**** Material for this task ****

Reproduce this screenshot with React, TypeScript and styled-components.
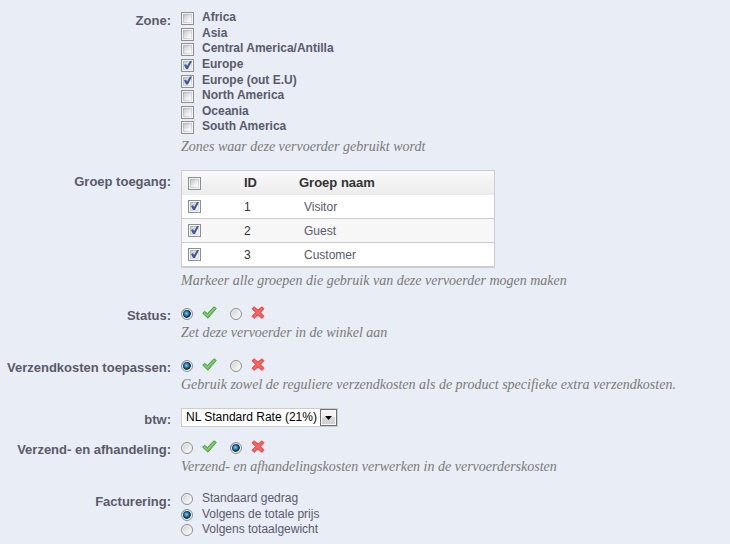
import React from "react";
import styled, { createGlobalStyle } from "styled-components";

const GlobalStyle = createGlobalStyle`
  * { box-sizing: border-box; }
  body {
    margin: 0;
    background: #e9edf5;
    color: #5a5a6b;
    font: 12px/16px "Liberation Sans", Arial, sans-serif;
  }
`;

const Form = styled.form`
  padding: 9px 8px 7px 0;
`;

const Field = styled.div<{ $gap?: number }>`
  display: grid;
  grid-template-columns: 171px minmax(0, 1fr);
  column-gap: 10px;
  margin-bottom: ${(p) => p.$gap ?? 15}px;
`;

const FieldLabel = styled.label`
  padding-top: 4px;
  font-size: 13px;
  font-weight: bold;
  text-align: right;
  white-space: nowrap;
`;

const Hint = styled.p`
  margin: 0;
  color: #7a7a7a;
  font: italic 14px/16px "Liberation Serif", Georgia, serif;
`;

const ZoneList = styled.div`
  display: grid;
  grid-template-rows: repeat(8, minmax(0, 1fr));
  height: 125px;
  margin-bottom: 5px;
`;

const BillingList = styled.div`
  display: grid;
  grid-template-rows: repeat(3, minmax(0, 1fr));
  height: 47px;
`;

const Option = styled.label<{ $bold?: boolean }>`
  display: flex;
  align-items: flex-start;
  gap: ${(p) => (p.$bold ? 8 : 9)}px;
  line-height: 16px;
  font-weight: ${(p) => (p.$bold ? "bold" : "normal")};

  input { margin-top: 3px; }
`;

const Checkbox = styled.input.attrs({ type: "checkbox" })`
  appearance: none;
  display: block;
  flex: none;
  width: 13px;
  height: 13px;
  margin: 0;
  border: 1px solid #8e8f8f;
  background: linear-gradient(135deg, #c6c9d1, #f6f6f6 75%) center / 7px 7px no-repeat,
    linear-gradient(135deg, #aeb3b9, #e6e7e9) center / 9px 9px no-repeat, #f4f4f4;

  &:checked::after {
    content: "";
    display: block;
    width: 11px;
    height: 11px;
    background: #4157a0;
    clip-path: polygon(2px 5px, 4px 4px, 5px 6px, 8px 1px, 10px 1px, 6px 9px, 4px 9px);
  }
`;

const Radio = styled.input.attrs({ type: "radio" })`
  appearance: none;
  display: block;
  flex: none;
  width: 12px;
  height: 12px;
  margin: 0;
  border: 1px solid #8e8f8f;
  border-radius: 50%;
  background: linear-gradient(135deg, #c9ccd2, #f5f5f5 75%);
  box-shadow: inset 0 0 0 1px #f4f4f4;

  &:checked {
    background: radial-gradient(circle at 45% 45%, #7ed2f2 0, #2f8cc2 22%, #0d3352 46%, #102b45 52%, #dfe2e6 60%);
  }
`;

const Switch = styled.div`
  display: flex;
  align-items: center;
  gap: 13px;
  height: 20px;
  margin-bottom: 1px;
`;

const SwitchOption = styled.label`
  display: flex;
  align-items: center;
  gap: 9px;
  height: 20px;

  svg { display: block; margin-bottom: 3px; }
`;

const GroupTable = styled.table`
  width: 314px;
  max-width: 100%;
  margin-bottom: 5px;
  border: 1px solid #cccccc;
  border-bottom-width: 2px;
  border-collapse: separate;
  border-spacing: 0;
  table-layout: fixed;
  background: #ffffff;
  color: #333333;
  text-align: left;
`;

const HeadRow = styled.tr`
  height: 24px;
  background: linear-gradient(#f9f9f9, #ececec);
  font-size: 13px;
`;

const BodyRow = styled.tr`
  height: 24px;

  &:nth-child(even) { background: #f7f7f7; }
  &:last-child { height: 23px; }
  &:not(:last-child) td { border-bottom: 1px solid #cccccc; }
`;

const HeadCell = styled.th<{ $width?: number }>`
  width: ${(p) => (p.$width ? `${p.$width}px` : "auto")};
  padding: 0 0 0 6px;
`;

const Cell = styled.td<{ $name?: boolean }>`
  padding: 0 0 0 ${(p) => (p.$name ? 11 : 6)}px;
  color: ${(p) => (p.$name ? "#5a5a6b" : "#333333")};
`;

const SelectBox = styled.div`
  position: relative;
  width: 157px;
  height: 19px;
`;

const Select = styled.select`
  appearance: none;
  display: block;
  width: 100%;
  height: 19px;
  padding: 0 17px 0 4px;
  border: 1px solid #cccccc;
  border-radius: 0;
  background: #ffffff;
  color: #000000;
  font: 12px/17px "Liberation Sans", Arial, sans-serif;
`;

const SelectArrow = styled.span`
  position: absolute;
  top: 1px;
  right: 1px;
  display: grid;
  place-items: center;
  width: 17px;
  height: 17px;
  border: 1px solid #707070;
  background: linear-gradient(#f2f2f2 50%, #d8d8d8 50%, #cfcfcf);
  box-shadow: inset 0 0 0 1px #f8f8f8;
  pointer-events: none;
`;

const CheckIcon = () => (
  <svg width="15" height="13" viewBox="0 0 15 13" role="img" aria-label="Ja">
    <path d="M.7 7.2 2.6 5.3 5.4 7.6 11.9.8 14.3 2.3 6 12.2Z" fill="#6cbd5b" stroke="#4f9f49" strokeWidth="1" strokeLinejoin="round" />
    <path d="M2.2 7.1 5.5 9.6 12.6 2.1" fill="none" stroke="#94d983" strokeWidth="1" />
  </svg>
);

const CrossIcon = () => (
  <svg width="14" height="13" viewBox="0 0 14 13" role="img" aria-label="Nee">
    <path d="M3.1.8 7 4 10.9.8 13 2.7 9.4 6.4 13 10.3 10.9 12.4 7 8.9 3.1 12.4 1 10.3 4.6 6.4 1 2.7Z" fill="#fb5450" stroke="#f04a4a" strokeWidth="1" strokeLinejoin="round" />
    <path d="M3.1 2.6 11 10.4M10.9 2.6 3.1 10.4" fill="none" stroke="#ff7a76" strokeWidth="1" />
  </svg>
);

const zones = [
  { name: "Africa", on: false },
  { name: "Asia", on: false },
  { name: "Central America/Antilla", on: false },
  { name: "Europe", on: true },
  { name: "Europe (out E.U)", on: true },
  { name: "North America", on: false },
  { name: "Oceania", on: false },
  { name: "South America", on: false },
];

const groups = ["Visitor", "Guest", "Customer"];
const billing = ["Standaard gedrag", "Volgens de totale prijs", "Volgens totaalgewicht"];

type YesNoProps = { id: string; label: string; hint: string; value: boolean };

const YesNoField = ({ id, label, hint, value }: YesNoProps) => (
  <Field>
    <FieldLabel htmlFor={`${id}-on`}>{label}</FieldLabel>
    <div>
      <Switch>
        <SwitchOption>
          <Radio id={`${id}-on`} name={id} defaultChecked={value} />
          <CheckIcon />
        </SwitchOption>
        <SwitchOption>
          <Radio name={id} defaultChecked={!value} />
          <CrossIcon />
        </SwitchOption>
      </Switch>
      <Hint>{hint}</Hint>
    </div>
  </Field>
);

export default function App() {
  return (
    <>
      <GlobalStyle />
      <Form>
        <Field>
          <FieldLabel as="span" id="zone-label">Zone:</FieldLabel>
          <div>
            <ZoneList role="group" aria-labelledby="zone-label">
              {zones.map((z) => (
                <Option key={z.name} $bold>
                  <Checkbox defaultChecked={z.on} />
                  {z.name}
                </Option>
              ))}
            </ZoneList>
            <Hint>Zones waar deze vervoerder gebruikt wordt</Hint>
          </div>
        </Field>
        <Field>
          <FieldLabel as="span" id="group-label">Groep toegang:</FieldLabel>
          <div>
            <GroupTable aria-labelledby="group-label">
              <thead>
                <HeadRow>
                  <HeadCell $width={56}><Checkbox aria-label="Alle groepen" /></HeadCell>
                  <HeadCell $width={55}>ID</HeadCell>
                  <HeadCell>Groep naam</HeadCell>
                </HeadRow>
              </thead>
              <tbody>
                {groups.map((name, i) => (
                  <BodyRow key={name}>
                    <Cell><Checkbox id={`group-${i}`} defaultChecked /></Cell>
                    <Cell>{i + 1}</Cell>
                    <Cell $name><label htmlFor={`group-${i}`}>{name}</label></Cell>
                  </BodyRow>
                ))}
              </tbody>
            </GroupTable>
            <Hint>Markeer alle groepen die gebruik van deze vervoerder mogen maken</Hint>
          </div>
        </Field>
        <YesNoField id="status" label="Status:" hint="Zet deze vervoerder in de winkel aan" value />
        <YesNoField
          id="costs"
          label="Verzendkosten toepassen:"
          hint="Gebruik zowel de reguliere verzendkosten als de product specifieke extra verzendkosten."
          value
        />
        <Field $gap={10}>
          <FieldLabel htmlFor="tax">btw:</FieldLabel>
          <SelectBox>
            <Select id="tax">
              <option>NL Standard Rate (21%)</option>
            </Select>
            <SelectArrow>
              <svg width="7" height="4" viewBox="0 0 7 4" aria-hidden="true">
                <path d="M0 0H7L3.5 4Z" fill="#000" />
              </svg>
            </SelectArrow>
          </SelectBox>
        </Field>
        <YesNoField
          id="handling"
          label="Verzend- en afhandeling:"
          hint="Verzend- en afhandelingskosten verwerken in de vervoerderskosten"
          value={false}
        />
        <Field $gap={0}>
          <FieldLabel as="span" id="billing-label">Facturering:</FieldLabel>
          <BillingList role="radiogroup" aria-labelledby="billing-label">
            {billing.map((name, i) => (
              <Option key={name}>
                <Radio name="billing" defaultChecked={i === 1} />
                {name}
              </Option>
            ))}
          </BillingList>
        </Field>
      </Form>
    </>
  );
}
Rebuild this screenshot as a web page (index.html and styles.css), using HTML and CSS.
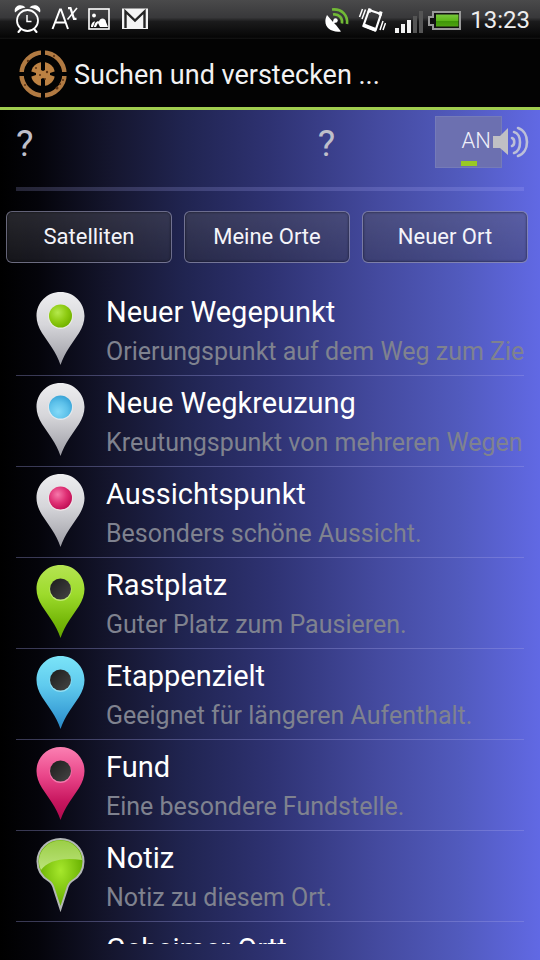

****

Write out nothing but the lines from the start of the data through the line with "linear-gradient(135deg, #aeb3b9, #e6e7e9)". Leave out the pictures.

Reproduce this screenshot with React, TypeScript and styled-components.
import React from "react";
import styled, { createGlobalStyle } from "styled-components";

const GlobalStyle = createGlobalStyle`
  * { box-sizing: border-box; }
  body {
    margin: 0;
    background: #e9edf5;
    color: #5a5a6b;
    font: 12px/16px "Liberation Sans", Arial, sans-serif;
  }
`;

const Form = styled.form`
  padding: 9px 8px 7px 0;
`;

const Field = styled.div<{ $gap?: number }>`
  display: grid;
  grid-template-columns: 171px minmax(0, 1fr);
  column-gap: 10px;
  margin-bottom: ${(p) => p.$gap ?? 15}px;
`;

const FieldLabel = styled.label`
  padding-top: 4px;
  font-size: 13px;
  font-weight: bold;
  text-align: right;
  white-space: nowrap;
`;

const Hint = styled.p`
  margin: 0;
  color: #7a7a7a;
  font: italic 14px/16px "Liberation Serif", Georgia, serif;
`;

const ZoneList = styled.div`
  display: grid;
  grid-template-rows: repeat(8, minmax(0, 1fr));
  height: 125px;
  margin-bottom: 5px;
`;

const BillingList = styled.div`
  display: grid;
  grid-template-rows: repeat(3, minmax(0, 1fr));
  height: 47px;
`;

const Option = styled.label<{ $bold?: boolean }>`
  display: flex;
  align-items: flex-start;
  gap: ${(p) => (p.$bold ? 8 : 9)}px;
  line-height: 16px;
  font-weight: ${(p) => (p.$bold ? "bold" : "normal")};

  input { margin-top: 3px; }
`;

const Checkbox = styled.input.attrs({ type: "checkbox" })`
  appearance: none;
  display: block;
  flex: none;
  width: 13px;
  height: 13px;
  margin: 0;
  border: 1px solid #8e8f8f;
  background: linear-gradient(135deg, #c6c9d1, #f6f6f6 75%) center / 7px 7px no-repeat,
    linear-gradient(135deg, #aeb3b9, #e6e7e9) center / 9px 9px no-repeat, #f4f4f4;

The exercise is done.